Spin and spin-orbit coupling effects in nickel-based superalloys: A first-principles study on Ni₃Al doped with Ta/W/Re

Heavy elements (X = Ta/W/Re) play an important role in the performance of superalloys, which enhance the strength, anti-oxidation, creep resistance, and anti-corrosiveness of alloy materials in a high-temperature environment. In the present research, the heavy element doping effects in FCC-Ni(γ) and Ni3Al(γ′) systems are investigated in terms of their thermodynamic and mechanical properties, as well as electronic structures. The lattice constant, bulk modulus, elastic constant, and dopant formation energy in non-spin, spin polarized, and spin-orbit coupling (SOC) calculations are compared. The results show that the SOC effects are important in accurate electronic structure calculations for alloys with heavy elements.

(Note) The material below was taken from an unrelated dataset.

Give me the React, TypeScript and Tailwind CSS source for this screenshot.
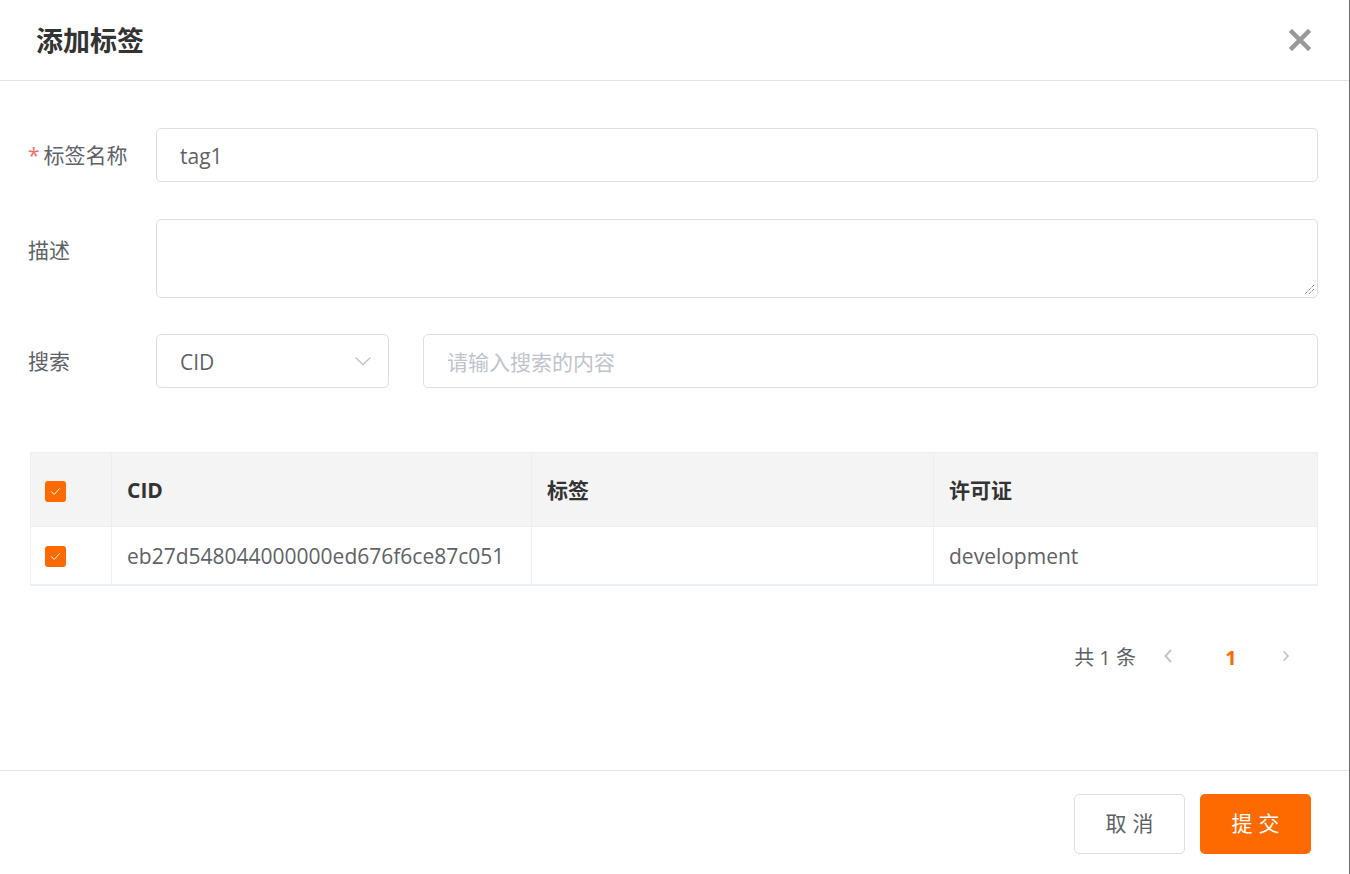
import React from 'react';

const font = { fontFamily: '"Open Sans", "Noto Sans CJK SC", sans-serif' };

const Checkbox: React.FC = () => (
  <span className="flex h-[21px] w-[21px] items-center justify-center rounded-[3px] bg-[#ff6a00]">
    <svg width="13" height="13" viewBox="0 0 13 13" fill="none">
      <path d="M2.5 6.8 L5.3 9.4 L10.5 3.6" stroke="#fff" strokeWidth="1" strokeLinecap="round" strokeLinejoin="round" />
    </svg>
  </span>
);

const App: React.FC = () => {
  return (
    <div className="flex h-[874px] w-[1350px] flex-col bg-white border-r border-[#6b6b6b] text-[21px] text-[#606266]" style={font}>
      {/* Header */}
      <div className="flex h-[81px] shrink-0 items-center justify-between border-b border-[#e4e4e4] pl-[36px] pr-[38px]">
        <h1 className="text-[27px] font-bold text-[#333] leading-none">添加标签</h1>
        <svg width="22" height="22" viewBox="0 0 22 22">
          <path d="M3 3 L19 19 M19 3 L3 19" stroke="#999" strokeWidth="4.5" strokeLinecap="square" />
        </svg>
      </div>

      {/* Body */}
      <div className="flex-1 pl-[28px] pr-[31px] pt-[47px]">
        <div className="flex items-center">
          <label className="w-[128px] shrink-0 leading-[54px]">
            <span className="mr-[4px] text-[#f56c6c]">*</span>标签名称
          </label>
          <div className="flex h-[54px] flex-1 items-center rounded-[5px] border border-[#dcdfe6] px-[23px] pt-[3px] text-[#606266]">tag1</div>
        </div>

        <div className="mt-[37px] flex items-start">
          <label className="w-[128px] shrink-0 pt-[4px] leading-[54px]">描述</label>
          <div className="relative h-[79px] flex-1 rounded-[5px] border border-[#dcdfe6]">
            <svg className="absolute bottom-[2px] right-[2px]" width="12" height="12" viewBox="0 0 12 12">
              <path d="M11 2 L2 11 M11 6 L6 11" stroke="#555" strokeWidth="1" strokeDasharray="1 1" />
            </svg>
          </div>
        </div>

        <div className="mt-[36px] flex items-center">
          <label className="w-[128px] shrink-0 leading-[54px]">搜索</label>
          <div className="flex h-[54px] w-[233px] items-center justify-between rounded-[5px] border border-[#dcdfe6] pl-[23px] pr-[16px]">
            <span className="pt-[3px]">CID</span>
            <svg width="18" height="10" viewBox="0 0 18 10" fill="none">
              <path d="M1.5 1.5 L9 8.5 L16.5 1.5" stroke="#c0c4cc" strokeWidth="1.4" />
            </svg>
          </div>
          <div className="ml-[34px] flex h-[54px] flex-1 items-center rounded-[5px] border border-[#dcdfe6] px-[23px] pt-[3px] text-[#c0c4cc]">
            请输入搜索的内容
          </div>
        </div>

        {/* Table */}
        <div className="ml-[2px] mt-[64px] border border-b-2 border-[#ebeef5]">
          <div className="flex h-[73px] bg-[#f4f4f4] font-bold text-[#333]">
            <div className="flex w-[81px] items-center border-r border-[#ebeef5] pl-[14px] pt-[3px]"><Checkbox /></div>
            <div className="flex w-[420px] items-center border-r border-[#ebeef5] pl-[15px] pt-[3px]">CID</div>
            <div className="flex w-[402px] items-center border-r border-[#ebeef5] pl-[15px] pt-[3px]">标签</div>
            <div className="flex flex-1 items-center pl-[15px] pt-[3px]">许可证</div>
          </div>
          <div className="flex h-[58px] border-t border-[#ebeef5]">
            <div className="flex w-[81px] items-center border-r border-[#ebeef5] pl-[14px] pt-[2px]"><Checkbox /></div>
            <div className="flex w-[420px] items-center border-r border-[#ebeef5] pl-[15px] pt-[3px]">eb27d548044000000ed676f6ce87c051</div>
            <div className="flex w-[402px] items-center border-r border-[#ebeef5] pl-[15px]"></div>
            <div className="flex flex-1 items-center pl-[15px] pt-[3px]">development</div>
          </div>
        </div>

        {/* Pagination */}
        <div className="mt-[50px] flex h-[40px] items-center justify-end pr-[28px] text-[20px]">
          <span className="mr-[20px] pt-[3px]">共 1 条</span>
          <span className="flex w-[24px] justify-center">
            <svg width="10" height="16" viewBox="0 0 10 16" fill="none">
              <path d="M8 2 L2.5 8 L8 14" stroke="#c0c4cc" strokeWidth="2" />
            </svg>
          </span>
          <span className="flex w-[102px] justify-center pt-[3px] font-bold text-[#ff6a00]">1</span>
          <span className="flex w-[8px] justify-center">
            <svg width="10" height="16" viewBox="0 0 10 16" fill="none">
              <path d="M2 2 L7.5 8 L2 14" stroke="#c0c4cc" strokeWidth="2" />
            </svg>
          </span>
        </div>
      </div>

      {/* Footer */}
      <div className="flex h-[104px] shrink-0 items-start justify-end gap-[15px] border-t border-[#e4e4e4] pr-[38px] pt-[23px]">
        <button className="flex h-[60px] w-[111px] items-center justify-center rounded-[5px] border border-[#dcdfe6] bg-white pl-[6px] tracking-[6px] text-[#606266]">
          取消
        </button>
        <button className="flex h-[60px] w-[111px] items-center justify-center rounded-[5px] bg-[#ff6a00] pl-[6px] tracking-[6px] text-white">
          提交
        </button>
      </div>
    </div>
  );
};

export default App;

We find that including spin for both γ and γ′ phases is necessary and sufficient for most cases, but the dopant formation energy is sensitive to different spin effects, for instance, in the absence of SOC, even spin-polarized calculations give 1% to 9% variance in the dopant formation energy in our model. Electronic structures calculations indicate that spin polarization causes a split in the metal d states, and SOC introduces a variance in the spin-up and spin-down states of the d states of heavy metals and reduces the magnetic moment of the system.